In the 19th century, notes and demand deposits issued without gold backing created bubbles that alarmed note holders and depositors.  When they came to the banks in large numbers to claim their property, and the banks were unable to deliver, a crisis resulted.   

Bernanke cites the movie It’s a Wonderful Life as an example of what happens during a bank run.  [15:27]  In the story Jimmy Stewart owns a bank and finds the lobby filled with townspeople clamoring for their money.  Problem: His bank doesn’t have nearly enough money to pay them off.  Why not?  Bernanke:
No bank holds cash equal to all their deposits.  They put that cash into loans.  So the only way the bank can pay off its depositors, once it gets through its minimal cash reserves, is to sell or otherwise dispose of its loans.  [17:13]
“Minimal cash reserves”?  Why is the bank making loans with funds it promised to make available on demand?  Does that not qualify as embezzlement?  The people asking for their money were depositors, not creditors.  If they had loaned the bank money by opening a savings account at interest or purchasing a CD, there would be no obligation to redeem their accounts in full on demand.  But as depositors, they had the right to expect their money to be there when they came to get it, and the bank should’ve been charging them a fee for safeguarding it.
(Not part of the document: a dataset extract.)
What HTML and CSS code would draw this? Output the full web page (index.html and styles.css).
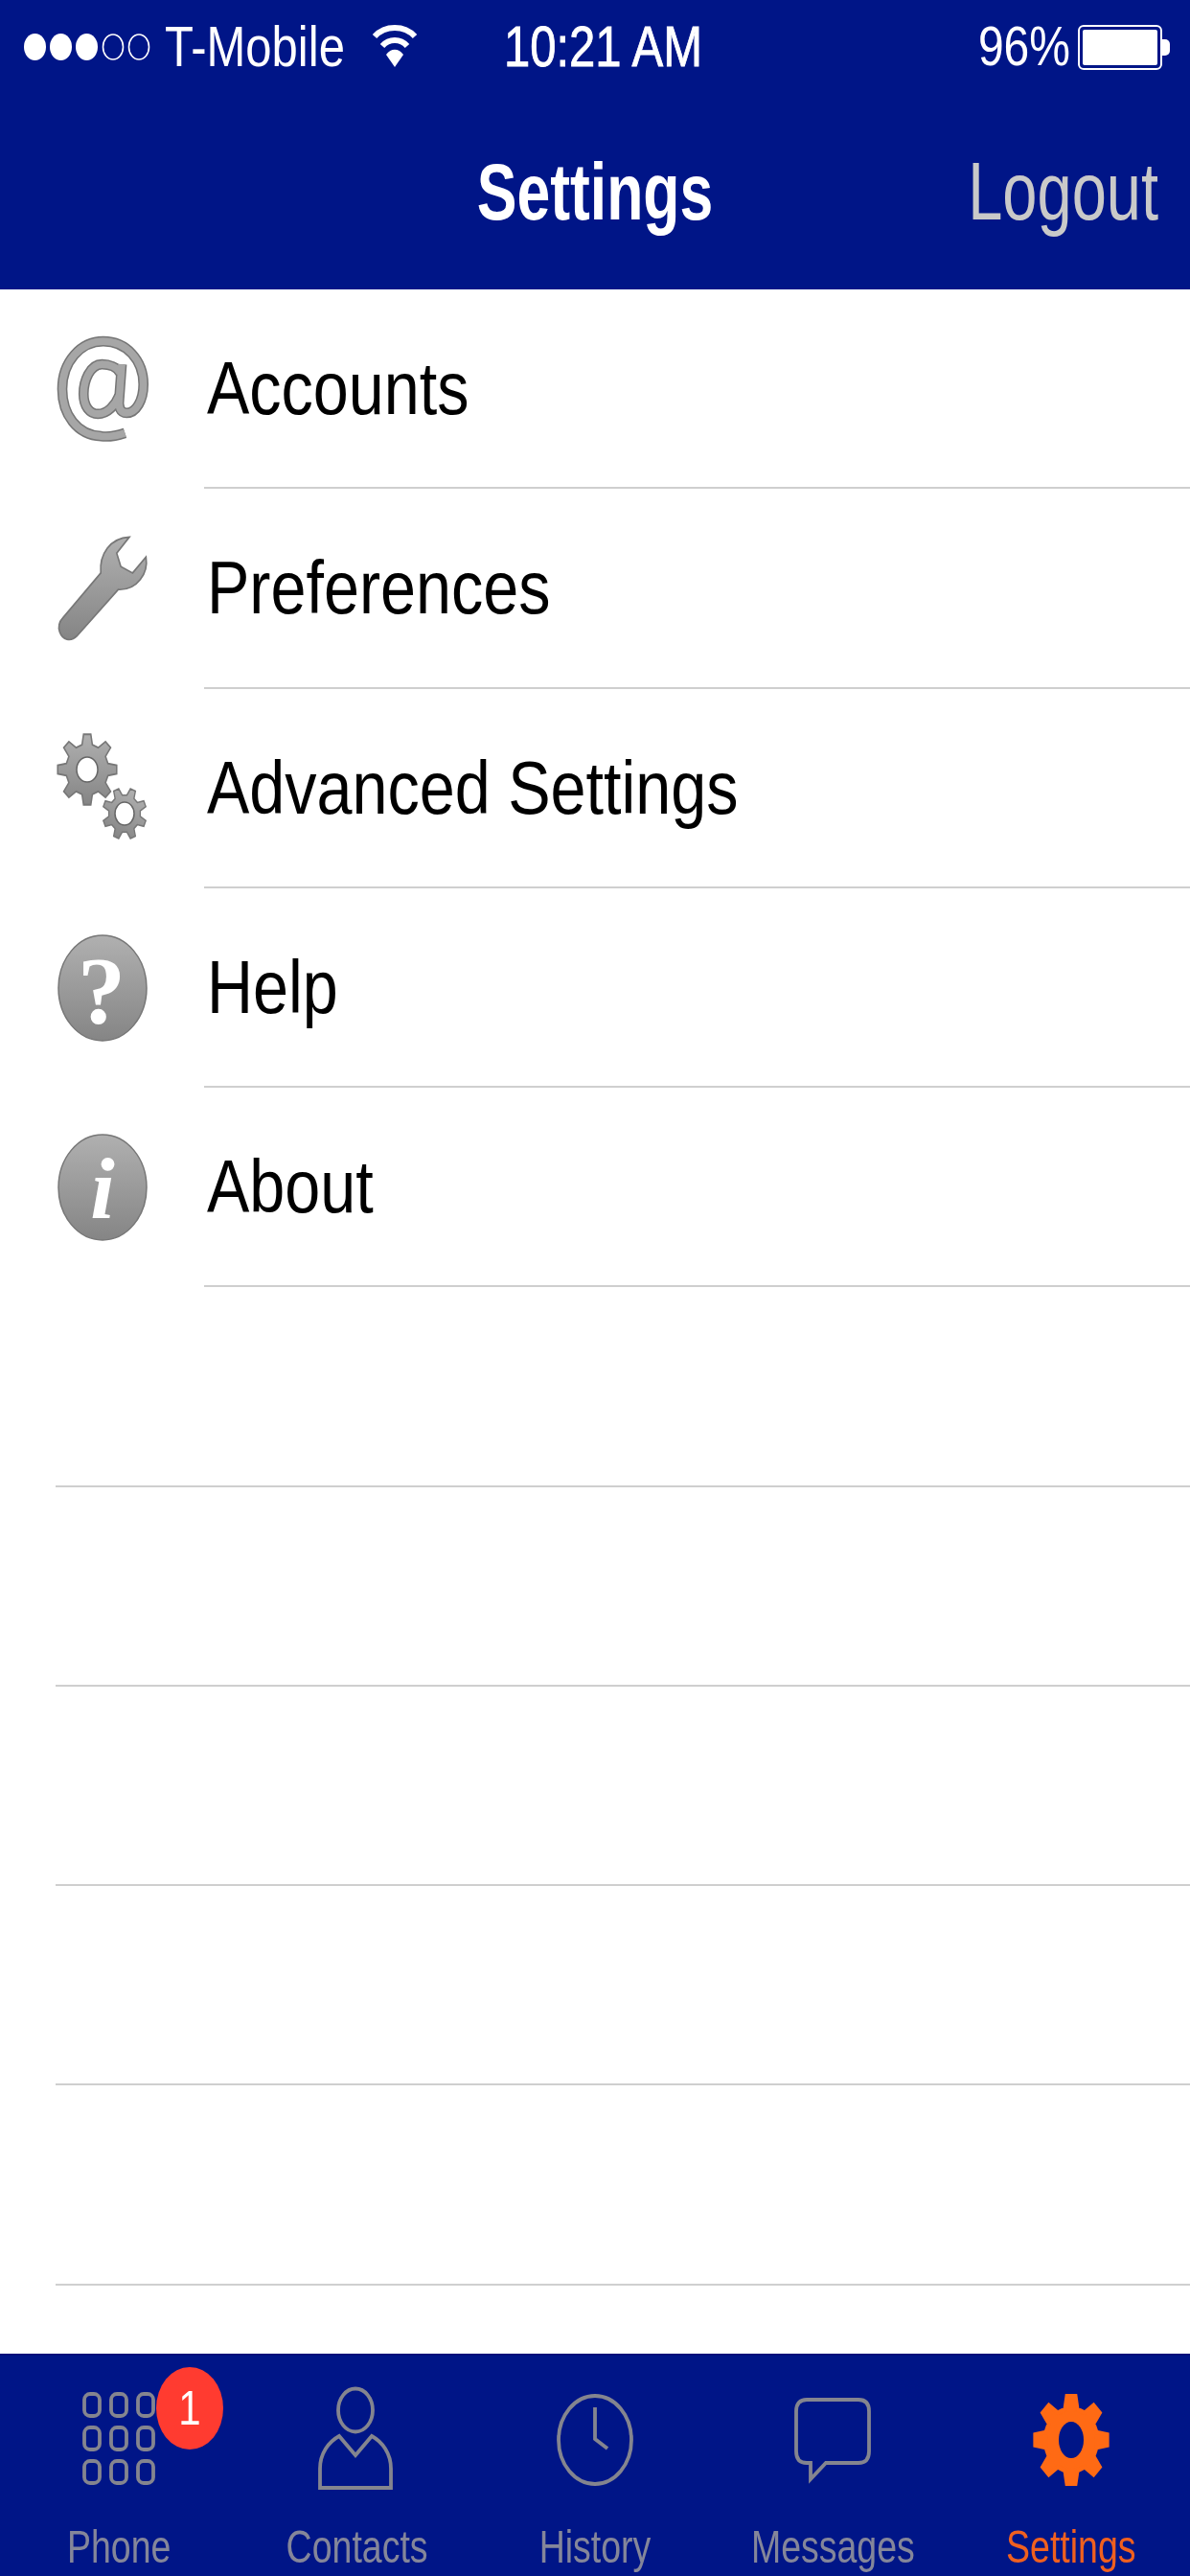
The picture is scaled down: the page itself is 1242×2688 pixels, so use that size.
FILE: index.html
```html
<!DOCTYPE html>
<html lang="en">
<head>
<meta charset="utf-8">
<title>Settings</title>
<link rel="stylesheet" href="styles.css">
</head>
<body>
<svg class="defs" width="0" height="0" aria-hidden="true">
  <defs>
    <linearGradient id="gray" x1="0" y1="0" x2="0" y2="1">
      <stop offset="0" stop-color="#b0b0b0"/>
      <stop offset="1" stop-color="#858585"/>
    </linearGradient>
    <path id="gear" fill-rule="evenodd" d="M-17.4-69.9L-12.2-99.3 12.2-99.3 17.4-69.9 37.1-61.7 61.6-78.8 78.8-61.6 61.7-37.1 69.9-17.4 99.3-12.2 99.3 12.2 69.9 17.4 61.7 37.1 78.8 61.6 61.6 78.8 37.1 61.7 17.4 69.9 12.2 99.3-12.2 99.3-17.4 69.9-37.1 61.7-61.6 78.8-78.8 61.6-61.7 37.1-69.9 17.4-99.3 12.2-99.3-12.2-69.9-17.4-61.7-37.1-78.8-61.6-61.6-78.8-37.1-61.7Z"/>
  </defs>
</svg>
<div class="app">
  <header class="top">
    <div class="status">
      <div class="status-left">
        <svg class="signal" viewBox="0 0 144 30" width="144" height="30">
          <ellipse cx="11.5" cy="15" rx="11.5" ry="14" fill="#fff"/>
          <ellipse cx="38.5" cy="15" rx="11.5" ry="14" fill="#fff"/>
          <ellipse cx="65.5" cy="15" rx="11.5" ry="14" fill="#fff"/>
          <ellipse cx="93" cy="15" rx="10.5" ry="13" fill="none" stroke="#fff" stroke-width="1.6"/>
          <ellipse cx="120" cy="15" rx="10.5" ry="13" fill="none" stroke="#fff" stroke-width="1.6"/>
        </svg>
        <span class="st-text carrier">T-Mobile</span>
        <svg class="wifi" viewBox="0 0 48 46" width="48" height="46">
          <path d="M3 14C14 2 34 2 45 14" fill="none" stroke="#fff" stroke-width="6"/>
          <path d="M11 24C18 16 30 16 37 24" fill="none" stroke="#fff" stroke-width="6"/>
          <path d="M15 33C20 26 28 26 33 33L24 46Z" fill="#fff"/>
        </svg>
      </div>
      <span class="st-text time">10:21 AM</span>
      <div class="status-right">
        <span class="st-text pct">96%</span>
        <span class="battery"><span class="battery-fill"></span></span>
        <span class="battery-nub"></span>
      </div>
    </div>
    <div class="nav">
      <span class="nav-side"></span>
      <span class="nav-title">Settings</span>
      <span class="nav-side nav-action"><span class="logout">Logout</span></span>
    </div>
  </header>

  <main class="list">
    <div class="row">
      <div class="row-icon">
        <svg viewBox="91 85 295 330" width="98" height="110">
          <g fill="none" stroke="#757575" stroke-width="32">
            <path d="M300 388C270 398 240 400 225 398 150 395 103 330 103 250 103 165 160 100 232 100 305 100 358 160 358 235 358 285 335 325 305 325 285 325 278 305 282 280L290 172"/>
            <path d="M285 200C275 180 250 172 228 172 190 172 170 225 170 265 170 305 190 328 215 328 245 328 270 300 282 270"/>
          </g>
          <g fill="none" stroke="#a6a6a6" stroke-width="23">
            <path d="M300 388C270 398 240 400 225 398 150 395 103 330 103 250 103 165 160 100 232 100 305 100 358 160 358 235 358 285 335 325 305 325 285 325 278 305 282 280L290 172"/>
            <path d="M285 200C275 180 250 172 228 172 190 172 170 225 170 265 170 305 190 328 215 328 245 328 270 300 282 270"/>
          </g>
        </svg>
      </div>
      <div class="row-label"><span class="label">Accounts</span></div>
    </div>
    <div class="row">
      <div class="row-icon">
        <svg viewBox="63 50 290 340" width="97" height="113">
          <path d="M195 170C190 110 225 60 285 57L245 108 258 150 295 170 337 120C345 170 310 225 250 222L120 368C100 388 75 380 66 355 60 340 65 322 75 312Z" fill="url(#gray)" stroke="#777" stroke-width="5"/>
        </svg>
      </div>
      <div class="row-label"><span class="label">Preferences</span></div>
    </div>
    <div class="row">
      <div class="row-icon">
        <svg viewBox="0 0 98 118" width="98" height="118">
          <g transform="translate(30 39) scale(.31 .37)">
            <use href="#gear" fill="url(#gray)" stroke="#777" stroke-width="5"/>
          </g>
          <ellipse cx="30" cy="39" rx="11" ry="13" fill="#fff" stroke="#666" stroke-width="1.5"/>
          <g transform="translate(69 85) scale(.23 .27) rotate(22.5)">
            <use href="#gear" fill="url(#gray)" stroke="#777" stroke-width="6"/>
          </g>
          <ellipse cx="69" cy="85" rx="10" ry="12" fill="#fff" stroke="#666" stroke-width="1.5"/>
        </svg>
      </div>
      <div class="row-label"><span class="label">Advanced Settings</span></div>
    </div>
    <div class="row">
      <div class="row-icon">
        <svg viewBox="0 0 94 112" width="94" height="112">
          <ellipse cx="46" cy="56" rx="46" ry="55" fill="url(#gray)" stroke="#777" stroke-width="1.5"/>
          <text class="glyph-q" x="45" y="92" text-anchor="middle">?</text>
        </svg>
      </div>
      <div class="row-label"><span class="label">Help</span></div>
    </div>
    <div class="row">
      <div class="row-icon">
        <svg viewBox="0 0 94 112" width="94" height="112">
          <ellipse cx="46" cy="56" rx="46" ry="55" fill="url(#gray)" stroke="#777" stroke-width="1.5"/>
          <text class="glyph-i" x="46" y="88" text-anchor="middle">i</text>
        </svg>
      </div>
      <div class="row-label"><span class="label">About</span></div>
    </div>
    <div class="row row-blank"></div>
    <div class="row row-blank"></div>
    <div class="row row-blank"></div>
    <div class="row row-blank"></div>
    <div class="row row-blank"></div>
  </main>

  <nav class="tabs">
    <div class="tab">
      <svg class="tab-icon" viewBox="0 0 120 112" width="120" height="112">
        <g fill="none" stroke="#84858f" stroke-width="3.8">
          <rect x="24" y="8" width="16" height="23" rx="6"/><rect x="52" y="8" width="16" height="23" rx="6"/><rect x="80" y="8" width="16" height="23" rx="6"/>
          <rect x="24" y="43" width="16" height="23" rx="6"/><rect x="52" y="43" width="16" height="23" rx="6"/><rect x="80" y="43" width="16" height="23" rx="6"/>
          <rect x="24" y="78" width="16" height="23" rx="6"/><rect x="52" y="78" width="16" height="23" rx="6"/><rect x="80" y="78" width="16" height="23" rx="6"/>
        </g>
      </svg>
      <span class="tab-label">Phone</span>
      <span class="badge"><span class="badge-num">1</span></span>
    </div>
    <div class="tab">
      <svg class="tab-icon" viewBox="0 0 120 112" width="120" height="112">
        <g fill="none" stroke="#84858f" stroke-width="3.8">
          <ellipse cx="58" cy="25" rx="18" ry="22.5"/>
          <path d="M21 106V86C21 70 30 58 41 52L58 72 75 52C86 58 95 70 95 86V106Z"/>
        </g>
      </svg>
      <span class="tab-label">Contacts</span>
    </div>
    <div class="tab">
      <svg class="tab-icon" viewBox="0 0 120 112" width="120" height="112">
        <g fill="none" stroke="#84858f" stroke-width="3.8">
          <ellipse cx="60" cy="56" rx="38" ry="46"/>
          <path d="M60 22V55L73 65"/>
        </g>
      </svg>
      <span class="tab-label">History</span>
    </div>
    <div class="tab">
      <svg class="tab-icon" viewBox="0 0 120 112" width="120" height="112">
        <path d="M33 14H87Q98 14 98 26V68Q98 80 87 80H53L37 97V80H33Q22 80 22 68V26Q22 14 33 14Z" fill="none" stroke="#84858f" stroke-width="3.8"/>
      </svg>
      <span class="tab-label">Messages</span>
    </div>
    <div class="tab tab-active">
      <svg class="tab-icon" viewBox="0 0 120 112" width="120" height="112">
        <g transform="translate(60 56)">
          <g transform="scale(.38 .46)">
            <use href="#gear" fill="#ff6a14" stroke="#ff6a14" stroke-width="10"/>
          </g>
          <ellipse rx="25" ry="30" fill="#ff6a14"/>
          <ellipse rx="13" ry="19" fill="#001587"/>
        </g>
      </svg>
      <span class="tab-label">Settings</span>
    </div>
  </nav>
</div>
</body>
</html>
```

FILE: styles.css
```css
* { box-sizing: border-box; }
html, body { margin: 0; padding: 0; }
body {
  width: 1242px;
  height: 2688px;
  overflow: hidden;
  background: #fff;
  font-family: "Liberation Sans", Arial, sans-serif;
}
.defs { position: absolute; }
.app {
  width: 1242px;
  height: 2688px;
  display: flex;
  flex-direction: column;
  filter: blur(.6px);
}

/* Header */
.top {
  height: 302px;
  background: #001587;
  color: #fff;
  display: flex;
  flex-direction: column;
}
.status {
  height: 98px;
  display: grid;
  grid-template-columns: 1fr auto 1fr;
  align-items: center;
  padding: 0 21px 0 25px;
}
.status-left { display: flex; align-items: center; }
.signal { flex: none; }
.carrier { font-size: 50px; margin-left: 3px; }
.wifi { margin-left: 28px; margin-top: -4px; flex: none; }
.st-text {
  display: inline-block;
  font-size: 49px;
  line-height: 50px;
  transform: scaleY(1.2);
}
.time {
  -webkit-text-stroke: .7px #fff;
  margin-left: 13px;
}
.status-right { display: flex; align-items: center; justify-content: flex-end; }
.pct { font-size: 48px; margin-right: 8px; }
.battery {
  width: 88px;
  height: 47px;
  padding: 3px;
  border: 2px solid #fff;
  border-radius: 6px;
  display: block;
}
.battery-fill { display: block; height: 100%; background: #fff; border-radius: 2px; }
.battery-nub {
  width: 8px;
  height: 17px;
  background: #fff;
  border-radius: 0 5px 5px 0;
}
.nav {
  flex: 1;
  display: grid;
  grid-template-columns: 1fr auto 1fr;
  align-items: center;
}
.nav-title {
  display: inline-block;
  font-size: 62.5px;
  font-weight: 700;
  line-height: 70px;
  transform: scaleY(1.33);
}
.nav-action { text-align: right; padding-right: 33px; }
.logout {
  display: inline-block;
  font-size: 65px;
  line-height: 70px;
  color: #c9c9c9;
  transform: scaleY(1.3);
}

/* List */
.list { flex: 1; }
.row {
  height: 208.25px;
  display: flex;
  padding-left: 58px;
}
.row-blank::after {
  content: "";
  flex: 1;
  align-self: flex-end;
  height: 2px;
  background: #cfcfcf;
}
.row-icon {
  width: 155px;
  flex: none;
  display: flex;
  align-items: center;
  padding-left: 3px;
}
.row-icon svg { overflow: visible; }
.row-label {
  flex: 1;
  display: flex;
  align-items: center;
  border-bottom: 2px solid #cfcfcf;
  padding-left: 3px;
}
.label {
  display: inline-block;
  font-size: 66.5px;
  line-height: 80px;
  color: #000;
  transform: scaleY(1.18);
}
.glyph-q {
  font-family: "Liberation Serif", serif;
  font-weight: 700;
  font-size: 100px;
  fill: #fff;
}
.glyph-i {
  font-family: "Liberation Serif", serif;
  font-weight: 700;
  font-style: italic;
  font-size: 92px;
  fill: #fff;
}

/* Tab bar */
.tabs {
  height: 232px;
  background: #001587;
  display: grid;
  grid-template-columns: repeat(5, 1fr);
  border-top: 2px solid #00107a;
  flex: none;
}
.tab {
  position: relative;
  display: flex;
  flex-direction: column;
  align-items: center;
  padding-top: 32px;
}
.tab-icon { flex: none; }
.tab-label {
  display: inline-block;
  margin-top: 33px;
  font-size: 37.5px;
  line-height: 44px;
  color: #84869a;
  transform: scaleY(1.3);
}
.tab-active .tab-label { color: #f0601f; }
.badge {
  position: absolute;
  left: 163px;
  top: 12px;
  width: 70px;
  height: 86px;
  border-radius: 50%;
  background: #ff3b30;
  color: #fff;
  display: flex;
  align-items: center;
  justify-content: center;
}
.badge-num {
  display: inline-block;
  font-size: 42px;
  line-height: 46px;
  transform: scaleY(1.2);
}
```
Jimmy Stewart’s bank was solvent, he says, but merely illiquid. [20:10]  But is this true?  The deposits the bank held were liabilities due on demand.  An institution is solvent if it is “able to pay all debt obligations as they become due.”   As we see in the film, Jimmy Stewart’s bank could not pay all obligations as they became due.  His bank, as with all fractional-reserve banks, was insolvent. 

But Bernanke doesn’t see it that way.  He blames the depositors, calling their run a “self-fulfilling prophecy.” [17:32]  If only they had believed and never lost confidence, the bank’s fraud would never have been exposed. 

Bernanke goes on about how a central bank could’ve spared Jimmy Stewart  much grief by loaning him the funds to pay off the depositors  [20:00] - “funds,” of course, meaning printed bills, not gold, since no bank can conjure gold into existence.  But having a central bank as a rescuer is a moral hazard, a way of keeping insolvent banks operating while postponing the calamity that results from fractional reserve banking.

Conclusion

The gold standard has been blamed for problems that in fact were caused by government meddling in the monetary system.  Fractional-reserve banks should’ve been allowed to fail, but instead government often came to their rescue by allowing them to suspend specie redemption while permitting them to stay in business and collect debts owed to them.  In supporting fractional-reserve banks, the government was guaranteeing moral hazard and future crises.  The public was misled into believing the gold standard was unstable and that a central bank was the path to monetary deliverance.  With gold as the scapegoat, it was fairly easy to get rid of it.  History and theory tells us that abandoning gold means embracing inflation and big government, while putting liberty and sustainable prosperity on the chopping block.

Ben Bernanke should be back in school, but not as a teacher. 


Notes:

1.  See for example Gabriel Kolko’s Triumph of Conservatism and Murray Rothbard’s The Case Against the Fed.